Baseball's new labor contract, agreed to last week, bans chew among players with no current major league service time. The Hall of Famer's death at age 54 two years ago shook up many in the industry.

"What happened to Tony Gwynn, you don't want that to happen again," Hall of Famer Cal Ripken Jr. said Monday at the winter meetings.

Gwynn, a longtime San Diego star, and Ripken, who spent his entire career with Baltimore, were close friends and were inducted into the Hall together in 2007 after their first-ballot elections.

"A lot of people, probably including myself, stood back and said, well, life is what it is. It's not illegal. People make choices all the time," Ripken said. "But once you see what can happen and how fast it can happen, I think it does make you think about it differently."

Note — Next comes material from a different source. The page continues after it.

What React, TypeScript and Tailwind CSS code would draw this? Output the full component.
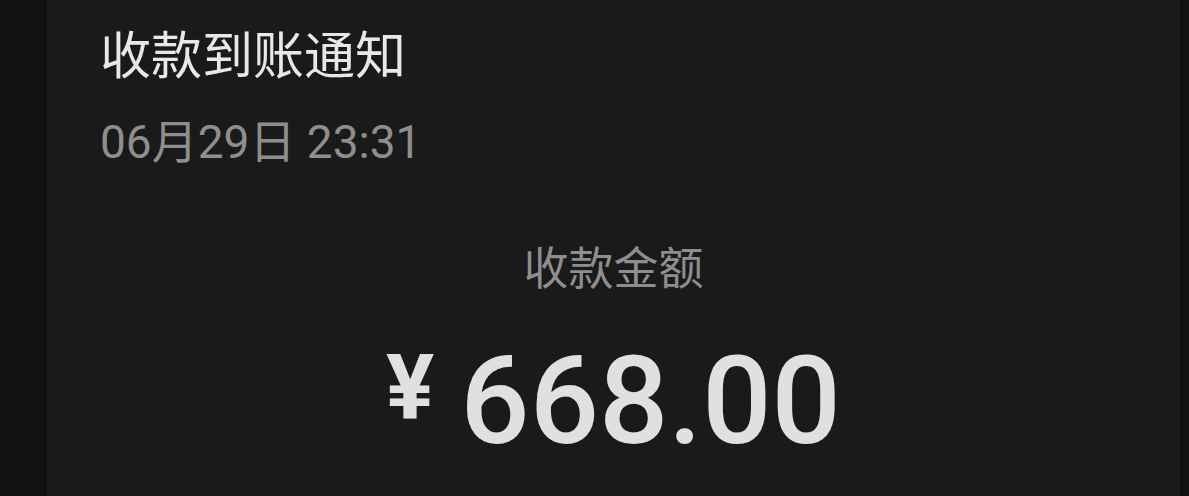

Several cities have banned smokeless tobacco in big league ballparks, and the new labor agreement allows players to be fined for violations. Current big leaguers are grandfathered against the change.

"It's about time. I've never chewed, never dipped or anything like," Atlanta All-Star first baseman Freddie Freeman said. "A lot of kids look up to us. If they were to see us on TV with a big chew, dip in our mouths, they could go do that."

For the last five seasons, big league players were prohibited from carrying tobacco products, including tins and packages, onto the field when fans were in the ballpark.

"To the extent that the world has changed, we respectfully had the conversations that we did in acknowledgment of those changes whole also appreciating that ... a lot of players are making the decisions on their own to quit," union head Tony Clark said.

Ripken, who never chewed, has seen a shift in his youth programs.

"Kids are watching really closely," he said. "When we see sunflower seeds as a problem in our complexes, we're happy with that."